In recent weeks terrorists have conducted almost daily attacks on the American military. But after the bombing today there is a growing belief that anti-American fighters, whatever their origin and inspiration, have adopted a coherent strategy not only to kill members of allied forces when possible, but also to spread fear by destroying public offices and utilities.

President Bush was defiant today. He said: "Every sign of progress in Iraq adds to the desperation of the terrorists and the remnants of Saddam's brutal regime. The civilized world will not be intimidated, and these killers will not determine the future of Iraq."

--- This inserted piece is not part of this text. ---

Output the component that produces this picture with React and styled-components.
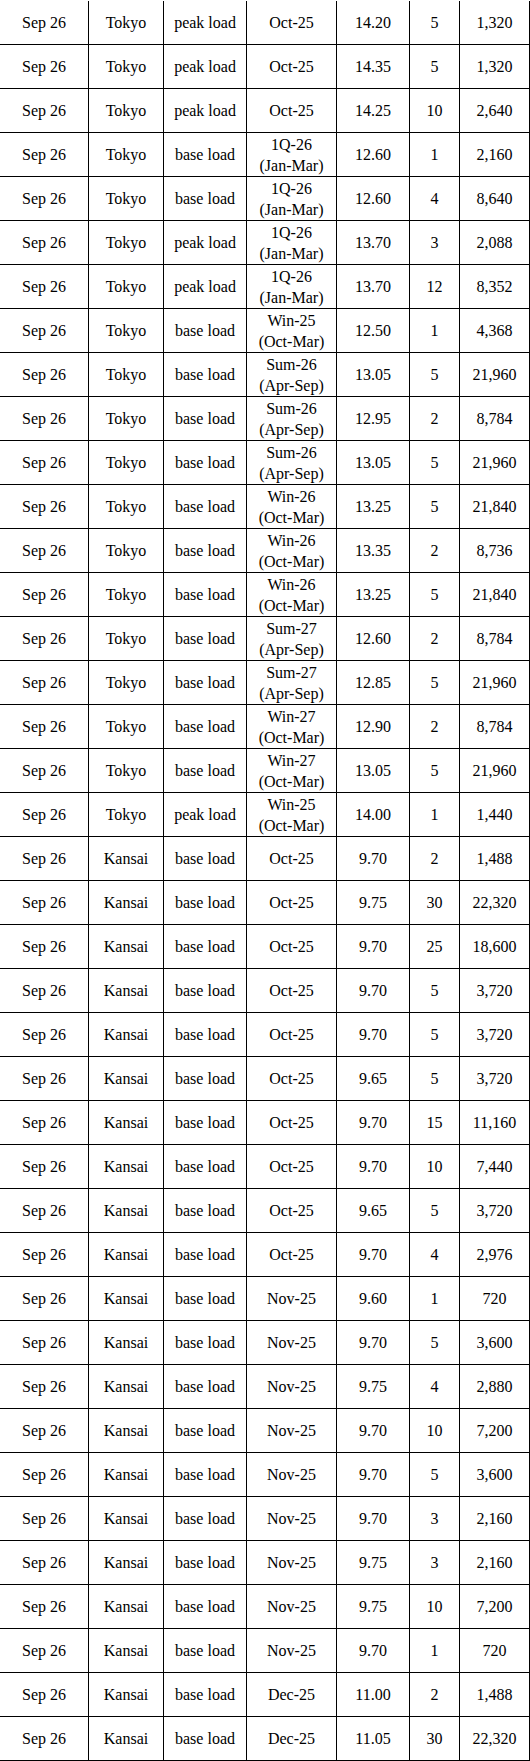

Speaking at his ranch in Crawford, Tex., he added that the assailants were "the enemies of every nation that seeks to help the Iraqi people."

But the problem now posed for American forces in Iraq is an acute one. Put simply, if Iraqis are afraid and unconvinced that their situation is improving, their hostility to the United States may grow.

The attacks on foreign embassies and the headquarters of international organizations, as well as water and oil pipelines, appear specifically devised to halt improvements in the quality of life for average Iraqis.

"The goal is to deny the American occupation force the ability to pacify Iraq, to prevent the Americans from winning the hearts and minds of the people," said Loren Thompson, a military affairs analyst with the Lexington Institute. "If Iraq is in constant chaos, the United States can never move on to the next stage."

It is unclear whether the fighters are remnants of the former government or foreign Islamic zealots who have crossed into Iraq to kill Americans.

No one claimed responsibility for the attack. But it seems clear that any improvement in the standard of living of Iraqis is viewed by opponents of the occupation as a victory for the United States and its efforts to create a stable, democratic Iraq.

Across the government today, officials said the tactics and procedures used by the bombers were highly proficient but so standard as to offer no technical "fingerprint" to immediately identify those behind the attack.

Car and truck bombings are a signature tactic of religious-based Middle Eastern terrorism. The technique was used by Hezbollah in its fight against Israel and spread around the world over the last two decades, including the attacks against two American embassies in East Africa that intelligence agencies attribute to Al Qaeda.

But one Pentagon official said Saddam Hussein's secret service had trained in those methods, and that the Baghdad government was accused of planning a car-bomb attack to assassinate former President George Bush in Kuwait in 1993.

"You can't arbitrarily eliminate regime elements as involved in this attack," one official said. "They're well versed in these techniques."

Military officers and American administrators in Iraq have warned that fighters from Ansar al-Islam, a murky organization whose bases in northeastern Iraq were destroyed during the war, escaped to Iran but were returning.

Ansar is a small fundamentalist group accused of having links to Al Qaeda, and it acts as an underground network for handfuls of disaffected Iraqis and many foreigners who want to take part in missions against the American military and its interests in Iraq.

About 150 fighters with ties to Ansar are now believed to be inside Iraq, and American intelligence had warned they were preparing to attack allied military forces or the administrative offices of those involved in reconstruction.  

Ansar fighters may have carried out the bombing of the Jordanian Embassy in Baghdad on Aug. 7 that killed at least 17 people, Pentagon and military officials say, but there is still no final determination.

American officials said today that their military and intelligence agencies had gathered no specific information about an attack being planned on the United Nations headquarters in Baghdad.

Last spring, even before the war began, the Central Intelligence Agency warned that terrorists operating in Iraq would carry out attacks against American and allied forces there after any invasion, government counterterrorism officials said.

"Inherent in a terrorist's strategy, through the ages, is to embarrass the ruling power and depict the ruling power as inept and incompetent and unable to maintain even a modicum of authority," said Bruce Hoffman, a terrorism specialist at the Rand Corporation.

One military affairs expert said the attack could backfire on those who had planned it.

"The attacks on the oil pipelines and the water are in some ways stupid, because if the United States plays it right, the government can run that back against these elements pretty effectively as hurting the average person," said Richard H. Shultz, director of the international security studies program at the Fletcher School of Law and Diplomacy of Tufts University in Medford, Mass.

He said the bombing today might also quiet some critics of American policy.

"In hitting the United Nations, it could put into a rather tough position those in the U.N. who might have opposed what the United States is doing in Iraq, and even opposed our entry into the war to begin with," Mr. Shultz said.

In other words, by attacking the United Nations the bombers may have made it easier for President Bush to convince European and Arab nations that they have a stake in a peaceful, stable Iraq.

"This will be a loud call to them to get involved," said Rachel Bronson, director of Middle East Studies at the Council on Foreign Relations.